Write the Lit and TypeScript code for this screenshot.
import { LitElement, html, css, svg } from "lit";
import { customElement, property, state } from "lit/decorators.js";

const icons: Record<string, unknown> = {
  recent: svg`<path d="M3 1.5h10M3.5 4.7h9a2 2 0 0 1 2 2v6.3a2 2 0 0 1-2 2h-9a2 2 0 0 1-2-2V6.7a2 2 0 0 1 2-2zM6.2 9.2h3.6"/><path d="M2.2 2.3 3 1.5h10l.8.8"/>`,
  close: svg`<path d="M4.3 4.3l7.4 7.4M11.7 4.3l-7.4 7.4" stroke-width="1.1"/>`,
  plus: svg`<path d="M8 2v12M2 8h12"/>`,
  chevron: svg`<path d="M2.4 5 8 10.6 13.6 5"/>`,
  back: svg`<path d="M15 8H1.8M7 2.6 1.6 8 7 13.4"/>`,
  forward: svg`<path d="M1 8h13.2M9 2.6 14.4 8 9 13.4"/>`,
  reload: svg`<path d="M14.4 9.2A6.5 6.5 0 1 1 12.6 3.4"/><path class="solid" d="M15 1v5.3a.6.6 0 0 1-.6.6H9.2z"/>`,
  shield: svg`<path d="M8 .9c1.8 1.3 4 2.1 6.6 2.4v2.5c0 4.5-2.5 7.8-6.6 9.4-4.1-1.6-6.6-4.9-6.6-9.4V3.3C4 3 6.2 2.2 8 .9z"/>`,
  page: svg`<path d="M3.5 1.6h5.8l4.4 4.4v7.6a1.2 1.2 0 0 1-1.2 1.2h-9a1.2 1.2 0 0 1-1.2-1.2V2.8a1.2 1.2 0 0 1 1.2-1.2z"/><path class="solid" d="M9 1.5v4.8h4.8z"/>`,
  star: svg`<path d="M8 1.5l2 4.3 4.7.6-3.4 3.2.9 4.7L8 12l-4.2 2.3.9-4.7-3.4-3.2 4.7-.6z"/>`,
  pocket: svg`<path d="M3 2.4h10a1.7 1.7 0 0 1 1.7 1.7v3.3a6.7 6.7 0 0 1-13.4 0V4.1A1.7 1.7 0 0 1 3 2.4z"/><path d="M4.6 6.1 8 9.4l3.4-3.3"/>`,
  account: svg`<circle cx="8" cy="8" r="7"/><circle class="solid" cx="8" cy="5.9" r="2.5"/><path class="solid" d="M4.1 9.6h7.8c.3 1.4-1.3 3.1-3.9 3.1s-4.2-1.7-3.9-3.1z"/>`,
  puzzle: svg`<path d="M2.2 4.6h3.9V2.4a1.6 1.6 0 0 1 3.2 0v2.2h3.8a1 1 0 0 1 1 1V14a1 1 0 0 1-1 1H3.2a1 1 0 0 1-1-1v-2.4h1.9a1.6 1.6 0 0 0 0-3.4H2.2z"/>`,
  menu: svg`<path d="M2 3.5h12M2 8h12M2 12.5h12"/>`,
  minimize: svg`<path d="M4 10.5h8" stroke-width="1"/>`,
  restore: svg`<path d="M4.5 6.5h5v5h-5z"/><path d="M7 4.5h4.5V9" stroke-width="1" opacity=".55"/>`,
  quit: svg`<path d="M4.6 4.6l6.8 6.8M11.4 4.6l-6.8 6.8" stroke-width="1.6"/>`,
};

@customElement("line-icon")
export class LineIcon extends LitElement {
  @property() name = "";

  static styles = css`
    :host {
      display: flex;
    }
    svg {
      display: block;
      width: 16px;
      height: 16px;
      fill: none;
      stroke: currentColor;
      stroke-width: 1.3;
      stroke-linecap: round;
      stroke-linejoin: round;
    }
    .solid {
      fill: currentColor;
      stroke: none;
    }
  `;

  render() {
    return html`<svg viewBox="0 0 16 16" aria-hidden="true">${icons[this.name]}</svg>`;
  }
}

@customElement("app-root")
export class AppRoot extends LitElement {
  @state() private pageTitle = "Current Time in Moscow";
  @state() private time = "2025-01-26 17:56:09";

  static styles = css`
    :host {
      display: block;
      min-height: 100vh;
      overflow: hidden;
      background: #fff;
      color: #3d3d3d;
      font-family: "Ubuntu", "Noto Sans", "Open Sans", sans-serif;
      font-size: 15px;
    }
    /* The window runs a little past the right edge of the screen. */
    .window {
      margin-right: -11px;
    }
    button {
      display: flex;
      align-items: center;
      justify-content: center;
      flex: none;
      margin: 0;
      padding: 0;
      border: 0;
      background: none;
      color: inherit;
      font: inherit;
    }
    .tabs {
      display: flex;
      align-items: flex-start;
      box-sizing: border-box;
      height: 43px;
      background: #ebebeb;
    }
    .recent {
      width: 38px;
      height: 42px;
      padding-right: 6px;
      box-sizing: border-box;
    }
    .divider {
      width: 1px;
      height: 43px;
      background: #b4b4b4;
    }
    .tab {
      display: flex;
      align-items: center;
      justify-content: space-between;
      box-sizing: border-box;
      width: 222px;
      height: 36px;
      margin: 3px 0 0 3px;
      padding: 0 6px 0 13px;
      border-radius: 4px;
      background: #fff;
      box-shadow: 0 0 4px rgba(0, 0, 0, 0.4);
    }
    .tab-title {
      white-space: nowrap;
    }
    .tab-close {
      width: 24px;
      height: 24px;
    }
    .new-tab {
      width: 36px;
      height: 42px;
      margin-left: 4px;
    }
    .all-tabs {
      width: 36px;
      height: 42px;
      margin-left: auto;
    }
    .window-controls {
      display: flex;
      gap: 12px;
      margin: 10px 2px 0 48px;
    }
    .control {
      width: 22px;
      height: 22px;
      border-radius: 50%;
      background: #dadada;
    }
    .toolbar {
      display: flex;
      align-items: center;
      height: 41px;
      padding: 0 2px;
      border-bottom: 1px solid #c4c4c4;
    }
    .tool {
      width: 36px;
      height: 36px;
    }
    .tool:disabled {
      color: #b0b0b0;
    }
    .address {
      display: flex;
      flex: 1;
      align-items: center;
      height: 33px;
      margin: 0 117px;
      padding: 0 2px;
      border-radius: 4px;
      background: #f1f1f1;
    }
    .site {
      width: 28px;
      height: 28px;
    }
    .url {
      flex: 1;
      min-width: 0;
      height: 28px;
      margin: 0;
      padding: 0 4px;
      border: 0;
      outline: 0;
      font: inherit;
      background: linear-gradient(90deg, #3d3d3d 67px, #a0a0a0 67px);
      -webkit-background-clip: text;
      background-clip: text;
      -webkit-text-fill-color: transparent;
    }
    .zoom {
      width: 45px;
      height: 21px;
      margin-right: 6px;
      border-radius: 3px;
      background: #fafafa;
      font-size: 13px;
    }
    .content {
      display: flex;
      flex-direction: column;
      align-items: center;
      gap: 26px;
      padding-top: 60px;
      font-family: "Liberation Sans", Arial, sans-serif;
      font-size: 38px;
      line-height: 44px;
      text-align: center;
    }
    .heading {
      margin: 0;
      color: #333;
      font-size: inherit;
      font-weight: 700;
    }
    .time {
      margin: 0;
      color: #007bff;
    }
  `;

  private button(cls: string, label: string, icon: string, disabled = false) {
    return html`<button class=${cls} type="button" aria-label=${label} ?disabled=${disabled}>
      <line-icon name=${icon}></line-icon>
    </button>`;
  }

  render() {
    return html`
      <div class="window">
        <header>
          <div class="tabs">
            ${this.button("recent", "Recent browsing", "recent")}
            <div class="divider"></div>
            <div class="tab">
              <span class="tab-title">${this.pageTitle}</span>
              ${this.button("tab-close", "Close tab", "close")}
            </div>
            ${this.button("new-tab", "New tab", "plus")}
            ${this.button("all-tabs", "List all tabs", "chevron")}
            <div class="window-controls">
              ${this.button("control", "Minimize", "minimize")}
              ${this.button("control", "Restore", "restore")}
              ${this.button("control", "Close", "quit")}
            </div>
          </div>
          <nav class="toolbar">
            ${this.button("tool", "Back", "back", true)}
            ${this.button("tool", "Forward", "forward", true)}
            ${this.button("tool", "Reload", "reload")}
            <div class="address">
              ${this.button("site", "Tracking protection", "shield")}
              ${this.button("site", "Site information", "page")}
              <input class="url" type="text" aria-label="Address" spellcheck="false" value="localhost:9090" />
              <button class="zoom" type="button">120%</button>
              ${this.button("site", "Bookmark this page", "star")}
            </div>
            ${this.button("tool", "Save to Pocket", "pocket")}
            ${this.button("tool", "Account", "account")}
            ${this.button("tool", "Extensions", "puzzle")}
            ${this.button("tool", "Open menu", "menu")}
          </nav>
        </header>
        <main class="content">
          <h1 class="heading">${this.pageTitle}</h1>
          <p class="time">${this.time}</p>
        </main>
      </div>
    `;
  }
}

========

Give back exactly the material above from its opening line to the line bearing "customElement, property, state".

> **Task answer**
Write the Lit and TypeScript code for this screenshot.
import { LitElement, html, css, svg } from "lit";
import { customElement, property, state } from "lit/decorators.js";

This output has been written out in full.